Wednesday, March 18, 2009

Heart Rate Training

I'm about two-thirds of the way through a clinic to prepare for a half marathon on April 26. Most of the group is running in another event two weeks later, so I have to kick up my distance a bit compared to them.

This is my first time training so intensively, and running so far, so there is a lot to learn. Yesterday we had a speaker who has coached many half marathon clinics. He said "you can fake it in a 5K or 10K, but you can't fake it in a half."

Mainly he talked about heart rate training. It is possible to lower your resting heart rate (what you experience when you first wake up) which improves your capacity to increase your heart rate in order to race. The maximum heart rate is 220 (beats per minute?) minus age. For him, age 40, that means 180. For me, age 53 (almost), that means 167 (if my math is right).
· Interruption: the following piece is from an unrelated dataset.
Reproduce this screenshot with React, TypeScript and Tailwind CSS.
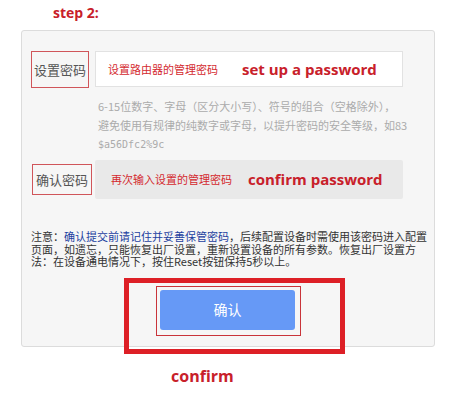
import React from "react";

const cjk = { fontFamily: '"Noto Sans CJK SC", "Noto Sans", sans-serif' };
const latin = { fontFamily: '"Open Sans", "Noto Sans CJK SC", sans-serif' };

export default function App() {
  return (
    <div className="w-[467px] h-[405px] bg-white overflow-hidden relative">
      <div className="pl-[53px] pt-[5px] h-[30px] text-[14px] leading-[16px] font-bold text-[#c8202a]" style={latin}>
        step 2:
      </div>
      <div className="ml-[21px] w-[414px] h-[317px] border border-[#dcdcdc] bg-[#f6f6f6] rounded-[3px] pt-[20px] pl-[9px]" style={cjk}>
        {/* row 1 */}
        <div className="flex items-start">
          <div className="w-[58px] h-[37px] border border-[#d0555a] flex items-center justify-center text-[13px] text-[#555] whitespace-nowrap">
            设置密码
          </div>
          <div className="ml-[6px] w-[308px] h-[36px] bg-white border border-[#e2e2e2] flex items-center pl-[12px]">
            <span className="text-[11px] text-[#d42a2f] whitespace-nowrap">设置路由器的管理密码</span>
            <span className="ml-[24px] text-[15px] font-bold text-[#c8202a] whitespace-nowrap" style={latin}>set up a password</span>
          </div>
        </div>
        {/* hint */}
        <div className="ml-[67px] mt-[9px] text-[11px] leading-[19px] text-[#ababab] whitespace-nowrap">
          <div>6-15位数字、字母（区分大小写）、符号的组合（空格除外），</div>
          <div>避免使用有规律的纯数字或字母，以提升密码的安全等级，如83</div>
          <div className="text-[10px]" style={{ fontFamily: '"DejaVu Sans Mono", monospace' }}>$a56Dfc2%9c</div>
        </div>
        {/* row 2 */}
        <div className="flex items-center mt-[6px]">
          <div className="ml-[1px] w-[60px] h-[31px] border border-[#d0555a] flex items-center justify-center text-[13px] text-[#555] whitespace-nowrap">
            确认密码
          </div>
          <div className="ml-[3px] w-[308px] h-[39px] bg-[#e9e9e9] rounded-[2px] flex items-center pl-[16px]">
            <span className="text-[11px] text-[#d42a2f] whitespace-nowrap">再次输入设置的管理密码</span>
            <span className="ml-[16px] text-[15px] font-bold text-[#c8202a] whitespace-nowrap" style={latin}>confirm password</span>
          </div>
        </div>
        {/* notice */}
        <div className="mt-[31px] text-[11px] leading-[12.5px] text-[#333] whitespace-nowrap">
          <div>
            注意：<span className="text-[#1c3fa0]">确认提交前请记住并妥善保管密码</span>，后续配置设备时需使用该密码进入配置
          </div>
          <div>页面，如遗忘，只能恢复出厂设置，重新设置设备的所有参数。恢复出厂设置方</div>
          <div>法：在设备通电情况下，按住Reset按钮保持5秒以上。</div>
        </div>
        {/* confirm button area */}
        <div className="relative ml-[93px] mt-[10px] w-[221px] h-[76px] border-[5px] border-[#dd1f26] pl-[27px] pt-[3px]">
          <div className="w-[145px] h-[50px] border border-[#c9343a] pl-[3px] pt-[3px]">
            <div className="w-[135px] h-[40px] bg-[#6699f6] rounded-[3px] flex items-center justify-center text-white text-[14px]">
              确认
            </div>
          </div>
        </div>
      </div>
      <div className="pl-[171px] pt-[19px] text-[16px] leading-[20px] font-bold text-[#c8202a]" style={latin}>
        confirm
      </div>
    </div>
  );
}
Both for heart rate and for breathing, it is important to maintain different running paces in different training runs during the week. We are urged to do at least four runs, preferably five, with one being LSD--long slow distance. "Slow" means you can talk comfortably, breathing is not a big issue, and you really feel able to go about your farthest, or stretch the distance out a bit. At the other extreme is a tempo run, with or without speed runs, intervals, fartleks, etc. A tempo run is not 100% of what you can do, or a sprint, but it is 70% to 80% of that--it feels fast, you don't feel you can talk comfortably. A tempo run should be much shorter than your long slow run. In between is a steady run.

I'm doing four runs a week, and a couple of swims, with a swim on the weekend being long for me at 40 lengths. Our instructor said he has never trained by doing five runs a week--he has done four plus a cross-training session. I run with the group Tuesday and Wednesday evening. Tuesdays for the next while will be hills: don't really focus on speed, but on keeping the heart rate down, not over-doing it, moving the arms to maintain momentum, look forward not down, and being aggressive without really racing. Walk a bit on level ground, then do the downhill leaning forward slightly, small steps, let gravity do the work and take a break. Serious injuries are possible taking big steps downhill.

Wednesdays I guess will be tempo. Last week I made the mistake of going fairly quickly on the way back from our hill course. Wednesday I was feeling it, and lots of people doing a tempo run passed me. Thursday on my own I'll do steady, and then LSD on Saturday.

I don't own a heart rate monitor, but a Garmin with a lot of software may be in my future.